## Task to complete
Tally the lines of the data that include the word "this" and state the total, nothing else.

## Data section
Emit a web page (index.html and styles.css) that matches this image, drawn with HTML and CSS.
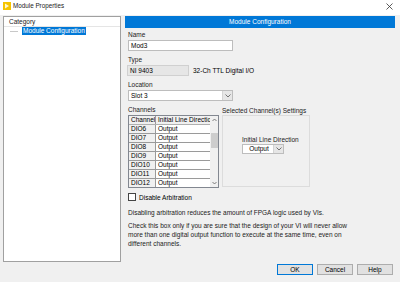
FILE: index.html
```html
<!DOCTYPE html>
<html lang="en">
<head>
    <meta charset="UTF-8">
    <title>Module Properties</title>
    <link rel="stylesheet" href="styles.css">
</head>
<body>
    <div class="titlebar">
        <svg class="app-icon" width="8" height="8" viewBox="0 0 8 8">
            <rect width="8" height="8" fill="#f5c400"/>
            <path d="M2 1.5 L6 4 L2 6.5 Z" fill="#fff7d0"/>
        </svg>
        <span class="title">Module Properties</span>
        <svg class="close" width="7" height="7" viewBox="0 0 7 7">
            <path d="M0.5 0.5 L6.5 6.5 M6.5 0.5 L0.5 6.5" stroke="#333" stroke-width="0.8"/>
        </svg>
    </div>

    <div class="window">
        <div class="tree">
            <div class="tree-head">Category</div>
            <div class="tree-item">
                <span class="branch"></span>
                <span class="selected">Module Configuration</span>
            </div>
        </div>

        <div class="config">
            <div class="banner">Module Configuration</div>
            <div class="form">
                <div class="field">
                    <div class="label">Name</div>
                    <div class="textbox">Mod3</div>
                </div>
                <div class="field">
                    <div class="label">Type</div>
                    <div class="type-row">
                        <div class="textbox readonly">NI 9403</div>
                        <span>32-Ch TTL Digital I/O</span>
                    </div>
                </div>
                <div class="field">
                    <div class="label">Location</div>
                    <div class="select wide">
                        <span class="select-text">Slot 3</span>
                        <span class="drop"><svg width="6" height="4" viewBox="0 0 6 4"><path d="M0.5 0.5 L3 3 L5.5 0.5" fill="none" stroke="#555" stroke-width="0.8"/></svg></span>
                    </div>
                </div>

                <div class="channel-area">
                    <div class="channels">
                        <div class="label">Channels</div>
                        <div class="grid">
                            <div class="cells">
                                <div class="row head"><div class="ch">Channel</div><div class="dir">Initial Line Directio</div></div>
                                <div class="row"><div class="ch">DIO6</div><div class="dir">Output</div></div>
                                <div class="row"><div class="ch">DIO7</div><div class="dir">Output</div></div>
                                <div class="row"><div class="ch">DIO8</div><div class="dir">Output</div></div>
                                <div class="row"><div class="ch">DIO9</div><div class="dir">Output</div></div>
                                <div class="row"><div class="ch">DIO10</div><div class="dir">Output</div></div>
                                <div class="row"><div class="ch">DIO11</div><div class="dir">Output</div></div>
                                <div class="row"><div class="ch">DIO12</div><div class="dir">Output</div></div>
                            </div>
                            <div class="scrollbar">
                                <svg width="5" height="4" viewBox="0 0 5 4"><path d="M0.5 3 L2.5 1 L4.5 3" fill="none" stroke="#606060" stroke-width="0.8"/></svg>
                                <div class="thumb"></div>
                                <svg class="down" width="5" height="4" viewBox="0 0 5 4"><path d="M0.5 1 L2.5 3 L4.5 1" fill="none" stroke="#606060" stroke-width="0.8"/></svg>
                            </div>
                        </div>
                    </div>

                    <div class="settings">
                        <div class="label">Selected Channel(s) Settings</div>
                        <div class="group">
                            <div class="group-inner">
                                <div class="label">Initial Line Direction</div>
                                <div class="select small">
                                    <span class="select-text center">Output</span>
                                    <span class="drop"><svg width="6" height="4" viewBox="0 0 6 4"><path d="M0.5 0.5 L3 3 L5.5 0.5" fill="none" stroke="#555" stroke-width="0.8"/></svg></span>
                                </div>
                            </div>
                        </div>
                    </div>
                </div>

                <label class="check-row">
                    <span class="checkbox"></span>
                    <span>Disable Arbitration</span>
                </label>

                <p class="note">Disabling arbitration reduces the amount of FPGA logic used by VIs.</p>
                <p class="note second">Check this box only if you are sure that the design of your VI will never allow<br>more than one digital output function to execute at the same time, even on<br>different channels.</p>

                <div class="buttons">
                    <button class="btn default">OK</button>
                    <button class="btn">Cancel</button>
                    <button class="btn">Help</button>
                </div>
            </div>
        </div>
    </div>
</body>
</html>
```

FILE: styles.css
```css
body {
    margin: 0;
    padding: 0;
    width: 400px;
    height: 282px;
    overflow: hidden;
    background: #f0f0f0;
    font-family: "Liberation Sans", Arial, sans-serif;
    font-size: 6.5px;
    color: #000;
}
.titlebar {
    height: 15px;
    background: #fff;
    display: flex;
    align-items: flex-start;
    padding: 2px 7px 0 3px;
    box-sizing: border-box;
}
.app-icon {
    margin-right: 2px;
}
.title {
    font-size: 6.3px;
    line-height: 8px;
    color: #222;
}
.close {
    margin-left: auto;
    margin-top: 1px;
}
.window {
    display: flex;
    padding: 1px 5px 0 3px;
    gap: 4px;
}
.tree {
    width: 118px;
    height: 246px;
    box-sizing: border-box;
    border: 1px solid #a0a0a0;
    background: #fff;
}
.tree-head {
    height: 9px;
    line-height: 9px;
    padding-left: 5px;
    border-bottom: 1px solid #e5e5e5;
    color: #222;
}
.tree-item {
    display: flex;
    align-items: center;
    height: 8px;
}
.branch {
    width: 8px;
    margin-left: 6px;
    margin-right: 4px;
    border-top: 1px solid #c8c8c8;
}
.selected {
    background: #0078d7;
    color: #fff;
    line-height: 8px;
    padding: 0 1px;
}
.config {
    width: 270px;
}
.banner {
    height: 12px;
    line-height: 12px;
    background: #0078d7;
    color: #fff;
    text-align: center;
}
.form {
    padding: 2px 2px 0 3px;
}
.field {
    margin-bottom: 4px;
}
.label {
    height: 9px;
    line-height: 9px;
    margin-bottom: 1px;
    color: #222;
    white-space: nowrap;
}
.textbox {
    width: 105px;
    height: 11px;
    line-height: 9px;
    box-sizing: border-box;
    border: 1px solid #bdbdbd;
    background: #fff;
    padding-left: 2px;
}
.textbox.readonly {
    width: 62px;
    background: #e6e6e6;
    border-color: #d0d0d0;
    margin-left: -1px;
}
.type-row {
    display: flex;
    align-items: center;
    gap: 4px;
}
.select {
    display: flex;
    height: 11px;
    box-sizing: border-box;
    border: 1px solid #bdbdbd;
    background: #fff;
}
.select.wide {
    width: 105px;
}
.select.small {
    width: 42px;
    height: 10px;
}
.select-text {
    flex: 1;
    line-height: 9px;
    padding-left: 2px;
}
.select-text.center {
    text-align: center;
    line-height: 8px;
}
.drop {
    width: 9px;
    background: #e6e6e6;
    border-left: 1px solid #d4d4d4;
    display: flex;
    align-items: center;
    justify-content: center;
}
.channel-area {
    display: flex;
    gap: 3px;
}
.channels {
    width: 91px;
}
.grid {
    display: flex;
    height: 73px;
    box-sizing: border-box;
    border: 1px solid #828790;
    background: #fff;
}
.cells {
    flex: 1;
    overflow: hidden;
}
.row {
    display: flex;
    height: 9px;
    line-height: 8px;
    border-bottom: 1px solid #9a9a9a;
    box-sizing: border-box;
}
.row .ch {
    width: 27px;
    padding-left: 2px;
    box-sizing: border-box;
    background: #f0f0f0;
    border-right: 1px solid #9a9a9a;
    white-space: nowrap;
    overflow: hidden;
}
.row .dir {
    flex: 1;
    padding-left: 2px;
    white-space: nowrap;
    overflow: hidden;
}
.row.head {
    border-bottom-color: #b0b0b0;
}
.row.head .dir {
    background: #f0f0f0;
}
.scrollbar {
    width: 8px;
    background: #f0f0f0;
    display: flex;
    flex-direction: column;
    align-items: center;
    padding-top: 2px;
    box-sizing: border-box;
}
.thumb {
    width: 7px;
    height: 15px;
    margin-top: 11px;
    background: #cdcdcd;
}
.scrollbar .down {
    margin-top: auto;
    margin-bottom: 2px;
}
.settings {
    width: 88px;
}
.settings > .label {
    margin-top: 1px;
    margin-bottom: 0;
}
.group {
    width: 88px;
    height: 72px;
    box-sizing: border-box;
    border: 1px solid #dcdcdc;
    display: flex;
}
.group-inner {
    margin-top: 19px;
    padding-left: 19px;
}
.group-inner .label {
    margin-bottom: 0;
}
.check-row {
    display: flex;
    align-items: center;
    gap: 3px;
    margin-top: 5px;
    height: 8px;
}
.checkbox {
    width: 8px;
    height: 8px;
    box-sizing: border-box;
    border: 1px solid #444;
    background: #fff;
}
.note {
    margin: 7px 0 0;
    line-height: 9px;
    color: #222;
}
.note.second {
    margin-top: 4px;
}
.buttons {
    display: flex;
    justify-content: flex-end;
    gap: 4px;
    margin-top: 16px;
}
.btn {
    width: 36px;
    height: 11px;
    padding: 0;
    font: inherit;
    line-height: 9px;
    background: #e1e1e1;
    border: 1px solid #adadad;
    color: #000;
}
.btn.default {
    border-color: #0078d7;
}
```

## Final result
2